* [WHAT THIS TASK INVOLVES] Copy all lines below exactly as written. Leave pictures out.

------------

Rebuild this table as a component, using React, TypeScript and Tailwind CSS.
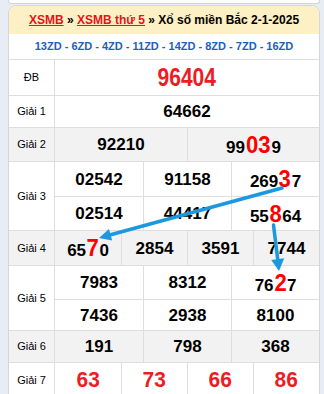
import React from "react";

type Seg = string | { r: string };
type Num = Seg[];

const RED = "text-[#ff0000]";

function NumText({ n, kind }: { n: Num; kind: "normal" | "db" | "g7" }) {
  if (kind === "db") {
    return (
      <span className="inline-block origin-center scale-x-[0.84] text-[25px] font-bold leading-none text-[#ee1c25]">
        {n.map((s) => (typeof s === "string" ? s : s.r)).join("")}
      </span>
    );
  }
  if (kind === "g7") {
    return (
      <span className="inline-block origin-center scale-x-[0.95] text-[22px] font-bold leading-none text-[#ee1c25]">
        {n.map((s) => (typeof s === "string" ? s : s.r)).join("")}
      </span>
    );
  }
  return (
    <span className="flex items-baseline text-[17px] font-bold leading-none text-black">
      {n.map((s, i) =>
        typeof s === "string" ? (
          <span key={i}>{s}</span>
        ) : (
          <span key={i} className={`inline-block scale-x-[0.92] text-[24px] leading-none ${RED}`}>
            {s.r}
          </span>
        )
      )}
    </span>
  );
}

function Cells({
  nums,
  cols,
  h,
  kind = "normal",
  last = false,
}: {
  nums: Num[];
  cols: 1 | 2 | 3 | 4;
  h: string;
  kind?: "normal" | "db" | "g7";
  last?: boolean;
}) {
  const grid =
    cols === 1 ? "grid-cols-1" : cols === 2 ? "grid-cols-2" : cols === 3 ? "grid-cols-3" : "grid-cols-4";
  return (
    <div className={`grid ${grid} ${h} ${last ? "" : "border-b border-[#dedede]"}`}>
      {nums.map((n, i) => (
        <div
          key={i}
          className={`flex items-center justify-center ${i > 0 ? "border-l border-[#dedede]" : ""}`}
        >
          <NumText n={n} kind={kind} />
        </div>
      ))}
    </div>
  );
}

function Row({
  label,
  gray,
  children,
  last = false,
}: {
  label: string;
  gray?: boolean;
  children: React.ReactNode;
  last?: boolean;
}) {
  return (
    <div className={`flex ${gray ? "bg-[#f2f2f2]" : "bg-white"} ${last ? "" : "border-b border-[#dedede]"}`}>
      <div className="flex w-[46px] shrink-0 items-center justify-center border-r border-[#dedede] text-[11px] text-black">
        {label}
      </div>
      <div className="flex flex-1 flex-col">{children}</div>
    </div>
  );
}

export default function App() {
  return (
    <div className="relative h-[394px] w-[324px] overflow-hidden bg-[#e8edf5] font-['Liberation_Sans',Arial,sans-serif]">
      <div className="ml-[8px] mr-[4px]">
        <div className="h-[4px] rounded-b-[3px] border-x border-b border-[#d6d6d6] bg-white" />
        <div className="mt-px overflow-hidden rounded-t-[8px] border border-[#d6d6d6] bg-white">
          <div className="flex h-[28px] items-center justify-center bg-[#fdf0c4] text-[12px] font-bold text-black">
            <span className="text-[#e3141b] underline">XSMB</span>
            <span className="whitespace-pre"> » </span>
            <span className="text-[#e3141b] underline">XSMB thứ 5</span>
            <span className="whitespace-pre"> » Xổ số miền Bắc 2-1-2025</span>
          </div>
          <div className="flex h-[26px] items-center justify-center border-b border-[#dedede] text-[11px] font-bold text-[#1a62b8]">
            13ZD - 6ZD - 4ZD - 11ZD - 14ZD - 8ZD - 7ZD - 16ZD
          </div>

          <Row label="ĐB">
            <Cells nums={[["96404"]]} cols={1} h="h-[35px]" kind="db" last />
          </Row>
          <Row label="Giải 1">
            <Cells nums={[["64662"]]} cols={1} h="h-[31px]" last />
          </Row>
          <Row label="Giải 2" gray>
            <Cells nums={[["92210"], ["99", { r: "03" }, "9"]]} cols={2} h="h-[33px]" last />
          </Row>
          <Row label="Giải 3">
            <Cells nums={[["02542"], ["91158"], ["269", { r: "3" }, "7"]]} cols={3} h="h-[35px]" />
            <Cells nums={[["02514"], ["44417"], ["55", { r: "8" }, "64"]]} cols={3} h="h-[33px]" last />
          </Row>
          <Row label="Giải 4" gray>
            <Cells nums={[["65", { r: "7" }, "0"], ["2854"], ["3591"], ["7744"]]} cols={4} h="h-[34px]" last />
          </Row>
          <Row label="Giải 5">
            <Cells nums={[["7983"], ["8312"], ["76", { r: "2" }, "7"]]} cols={3} h="h-[34px]" />
            <Cells nums={[["7436"], ["2938"], ["8100"]]} cols={3} h="h-[30px]" last />
          </Row>
          <Row label="Giải 6" gray>
            <Cells nums={[["191"], ["798"], ["368"]]} cols={3} h="h-[31px]" last />
          </Row>
          <Row label="Giải 7" last>
            <Cells nums={[["63"], ["73"], ["66"], ["86"]]} cols={4} h="h-[34px]" kind="g7" last />
          </Row>
        </div>
      </div>

      <svg
        className="pointer-events-none absolute left-0 top-0"
        width="324"
        height="394"
        viewBox="0 0 324 394"
      >
        <line x1="282" y1="188" x2="110.6" y2="234.8" stroke="#1b98df" strokeWidth="3.5" strokeLinecap="round" />
        <polygon points="99,238 112.2,240.6 109,229" fill="#1b98df" />
        <line x1="273.5" y1="225" x2="277.7" y2="259.1" stroke="#1b98df" strokeWidth="3.5" strokeLinecap="round" />
        <polygon points="279,271 284.2,258.3 271.2,259.9" fill="#1b98df" />
      </svg>
    </div>
  );
}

------------

* [REPLY]
Rebuild this table as a component, using React, TypeScript and Tailwind CSS.
import React from "react";

type Seg = string | { r: string };
type Num = Seg[];

const RED = "text-[#ff0000]";

function NumText({ n, kind }: { n: Num; kind: "normal" | "db" | "g7" }) {
  if (kind === "db") {
    return (
      <span className="inline-block origin-center scale-x-[0.84] text-[25px] font-bold leading-none text-[#ee1c25]">
        {n.map((s) => (typeof s === "string" ? s : s.r)).join("")}
      </span>
    );
  }
  if (kind === "g7") {
    return (
      <span className="inline-block origin-center scale-x-[0.95] text-[22px] font-bold leading-none text-[#ee1c25]">
        {n.map((s) => (typeof s === "string" ? s : s.r)).join("")}
      </span>
    );
  }
  return (
    <span className="flex items-baseline text-[17px] font-bold leading-none text-black">
      {n.map((s, i) =>
        typeof s === "string" ? (
          <span key={i}>{s}</span>
        ) : (
          <span key={i} className={`inline-block scale-x-[0.92] text-[24px] leading-none ${RED}`}>
            {s.r}
          </span>
        )
      )}
    </span>
  );
}

function Cells({
  nums,
  cols,
  h,
  kind = "normal",
  last = false,
}: {
  nums: Num[];
  cols: 1 | 2 | 3 | 4;
  h: string;
  kind?: "normal" | "db" | "g7";
  last?: boolean;
}) {
  const grid =
    cols === 1 ? "grid-cols-1" : cols === 2 ? "grid-cols-2" : cols === 3 ? "grid-cols-3" : "grid-cols-4";
  return (
    <div className={`grid ${grid} ${h} ${last ? "" : "border-b border-[#dedede]"}`}>
      {nums.map((n, i) => (
        <div
          key={i}
          className={`flex items-center justify-center ${i > 0 ? "border-l border-[#dedede]" : ""}`}
        >
          <NumText n={n} kind={kind} />
        </div>
      ))}
    </div>
  );
}

function Row({
  label,
  gray,
  children,
  last = false,
}: {
  label: string;
  gray?: boolean;
  children: React.ReactNode;
  last?: boolean;
}) {
  return (
    <div className={`flex ${gray ? "bg-[#f2f2f2]" : "bg-white"} ${last ? "" : "border-b border-[#dedede]"}`}>
      <div className="flex w-[46px] shrink-0 items-center justify-center border-r border-[#dedede] text-[11px] text-black">
        {label}
      </div>
      <div className="flex flex-1 flex-col">{children}</div>
    </div>
  );
}

export default function App() {
  return (
    <div className="relative h-[394px] w-[324px] overflow-hidden bg-[#e8edf5] font-['Liberation_Sans',Arial,sans-serif]">
      <div className="ml-[8px] mr-[4px]">
        <div className="h-[4px] rounded-b-[3px] border-x border-b border-[#d6d6d6] bg-white" />
        <div className="mt-px overflow-hidden rounded-t-[8px] border border-[#d6d6d6] bg-white">
          <div className="flex h-[28px] items-center justify-center bg-[#fdf0c4] text-[12px] font-bold text-black">
            <span className="text-[#e3141b] underline">XSMB</span>
            <span className="whitespace-pre"> » </span>
            <span className="text-[#e3141b] underline">XSMB thứ 5</span>
            <span className="whitespace-pre"> » Xổ số miền Bắc 2-1-2025</span>
          </div>
          <div className="flex h-[26px] items-center justify-center border-b border-[#dedede] text-[11px] font-bold text-[#1a62b8]">
            13ZD - 6ZD - 4ZD - 11ZD - 14ZD - 8ZD - 7ZD - 16ZD
          </div>

          <Row label="ĐB">
            <Cells nums={[["96404"]]} cols={1} h="h-[35px]" kind="db" last />
          </Row>
          <Row label="Giải 1">
            <Cells nums={[["64662"]]} cols={1} h="h-[31px]" last />
          </Row>
          <Row label="Giải 2" gray>
            <Cells nums={[["92210"], ["99", { r: "03" }, "9"]]} cols={2} h="h-[33px]" last />
          </Row>
          <Row label="Giải 3">
            <Cells nums={[["02542"], ["91158"], ["269", { r: "3" }, "7"]]} cols={3} h="h-[35px]" />
            <Cells nums={[["02514"], ["44417"], ["55", { r: "8" }, "64"]]} cols={3} h="h-[33px]" last />
          </Row>
          <Row label="Giải 4" gray>
            <Cells nums={[["65", { r: "7" }, "0"], ["2854"], ["3591"], ["7744"]]} cols={4} h="h-[34px]" last />
          </Row>
          <Row label="Giải 5">
            <Cells nums={[["7983"], ["8312"], ["76", { r: "2" }, "7"]]} cols={3} h="h-[34px]" />
            <Cells nums={[["7436"], ["2938"], ["8100"]]} cols={3} h="h-[30px]" last />
          </Row>
          <Row label="Giải 6" gray>
            <Cells nums={[["191"], ["798"], ["368"]]} cols={3} h="h-[31px]" last />
          </Row>
          <Row label="Giải 7" last>
            <Cells nums={[["63"], ["73"], ["66"], ["86"]]} cols={4} h="h-[34px]" kind="g7" last />
          </Row>
        </div>
      </div>

      <svg
        className="pointer-events-none absolute left-0 top-0"
        width="324"
        height="394"
        viewBox="0 0 324 394"
      >
        <line x1="282" y1="188" x2="110.6" y2="234.8" stroke="#1b98df" strokeWidth="3.5" strokeLinecap="round" />
        <polygon points="99,238 112.2,240.6 109,229" fill="#1b98df" />
        <line x1="273.5" y1="225" x2="277.7" y2="259.1" stroke="#1b98df" strokeWidth="3.5" strokeLinecap="round" />
        <polygon points="279,271 284.2,258.3 271.2,259.9" fill="#1b98df" />
      </svg>
    </div>
  );
}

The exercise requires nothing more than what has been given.